_To do_
For every line in the data below that contains "screenshot", copy the line.

_Rows from a dataset of pages and code_
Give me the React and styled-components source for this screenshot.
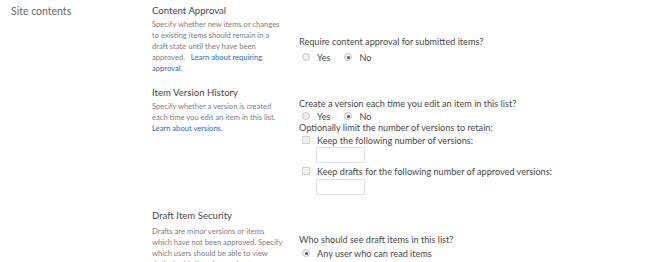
import React from 'react';
import styled, { createGlobalStyle } from 'styled-components';

const Global = createGlobalStyle`
  body { margin: 0; background: #fff; font-family: Lato, "Open Sans", sans-serif; color: #444; }
`;

const Page = styled.div`
  display: flex;
  width: 650px;
  height: 262px;
  overflow: hidden;
`;

const Nav = styled.div`
  width: 141px;
  padding: 5px 0 0 11px;
  font-size: 10.5px;
  line-height: 12px;
  color: #6a6a6a;
`;

const Main = styled.div`
  display: flex;
  flex-direction: column;
`;

const Section = styled.div`
  display: flex;
  flex: none;
  height: ${p => p.h}px;
`;

const Desc = styled.div`
  width: 147px;
  padding-top: 5px;
`;

const Title = styled.div`
  font-size: 9.6px;
  line-height: 12px;
  color: #4a4a4a;
  margin-bottom: ${p => p.gap || 2}px;
`;

const Text = styled.div`
  width: 134px;
  font-size: 7.6px;
  line-height: 11px;
  color: #808080;
  a { color: #2a6ebb; text-decoration: none; }
`;

const Controls = styled.div`
  padding-top: ${p => p.top}px;
  font-size: 9.15px;
  color: #4a4a4a;
`;

const Line = styled.div`
  height: ${p => p.h || 12}px;
  display: flex;
  align-items: center;
  white-space: nowrap;
  padding-left: ${p => p.indent || 0}px;
`;

const Radio = styled.span`
  width: 6px;
  height: 6px;
  border-radius: 50%;
  border: 1px solid #c6c6c6;
  background: #f0f0f0;
  display: inline-flex;
  align-items: center;
  justify-content: center;
  margin-right: 7px;
  &::after {
    content: '';
    width: 3px;
    height: 3px;
    border-radius: 50%;
    background: ${p => (p.on ? '#555' : 'transparent')};
  }
`;

const Check = styled.span`
  width: 6px;
  height: 6px;
  border: 1px solid #cfcfcf;
  background: #f2f2f2;
  display: inline-block;
  margin-right: 7px;
`;

const Option = styled.span`
  display: inline-flex;
  align-items: center;
  margin-right: 14px;
`;

const Input = styled.div`
  width: 47px;
  height: 14px;
  border: 1px solid #e1e1e1;
  margin-left: 17px;
`;

export default function App() {
  return (
    <Page>
      <Global />
      <Nav>Site contents</Nav>
      <Main>
        <Section h={82}>
          <Desc>
            <Title>Content Approval</Title>
            <Text>
              Specify whether new items or changes to existing items should remain in a draft state until they have been approved.&nbsp;&nbsp; <a href="#">Learn about requiring approval.</a>
            </Text>
          </Desc>
          <Controls top={32}>
            <Line h={19}>Require content approval for submitted items?</Line>
            <Line indent={3}>
              <Option><Radio />Yes</Option>
              <Option><Radio on />No</Option>
            </Line>
          </Controls>
        </Section>
        <Section h={123}>
          <Desc>
            <Title>Item Version History</Title>
            <Text>
              Specify whether a version is created each time you edit an item in this list. <a href="#">Learn about versions.</a>
            </Text>
          </Desc>
          <Controls top={15}>
            <Line h={13}>Create a version each time you edit an item in this list?</Line>
            <Line indent={3}>
              <Option><Radio />Yes</Option>
              <Option><Radio on />No</Option>
            </Line>
            <Line h={11}>Optionally limit the number of versions to retain:</Line>
            <Line h={14} indent={3}><Check />Keep the following number of versions:</Line>
            <Input />
            <Line h={16} indent={3}><Check />Keep drafts for the following number of approved versions:</Line>
            <Input />
          </Controls>
        </Section>
        <Section h={57}>
          <Desc>
            <Title gap={4}>Draft Item Security</Title>
            <Text>
              Drafts are minor versions or items<br />
              which have not been approved. Specify<br />
              which users should be able to view<br />
              drafts in this list.&nbsp;&nbsp; <a href="#">Learn about</a>
            </Text>
          </Desc>
          <Controls top={28}>
            <Line h={13}>Who should see draft items in this list?</Line>
            <Line h={14} indent={3}>
              <Option><Radio on />Any user who can read items</Option>
            </Line>
          </Controls>
        </Section>
      </Main>
    </Page>
  );
}
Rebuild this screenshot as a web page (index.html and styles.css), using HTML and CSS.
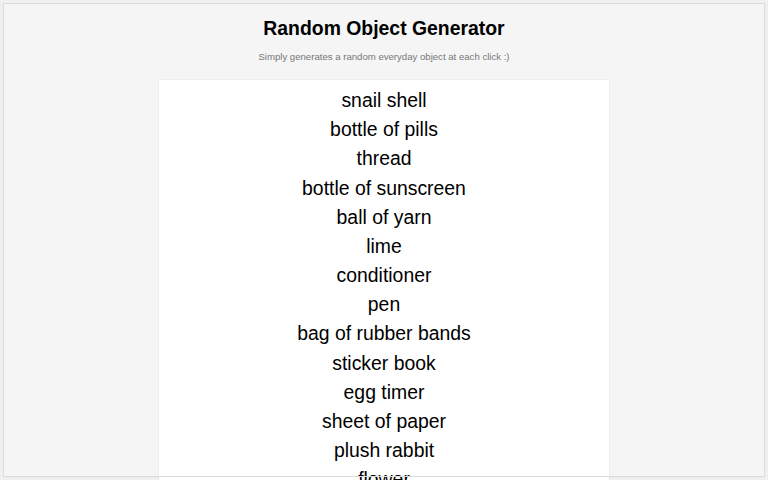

_Task response_
Give me the React and styled-components source for this screenshot.
Rebuild this screenshot as a web page (index.html and styles.css), using HTML and CSS.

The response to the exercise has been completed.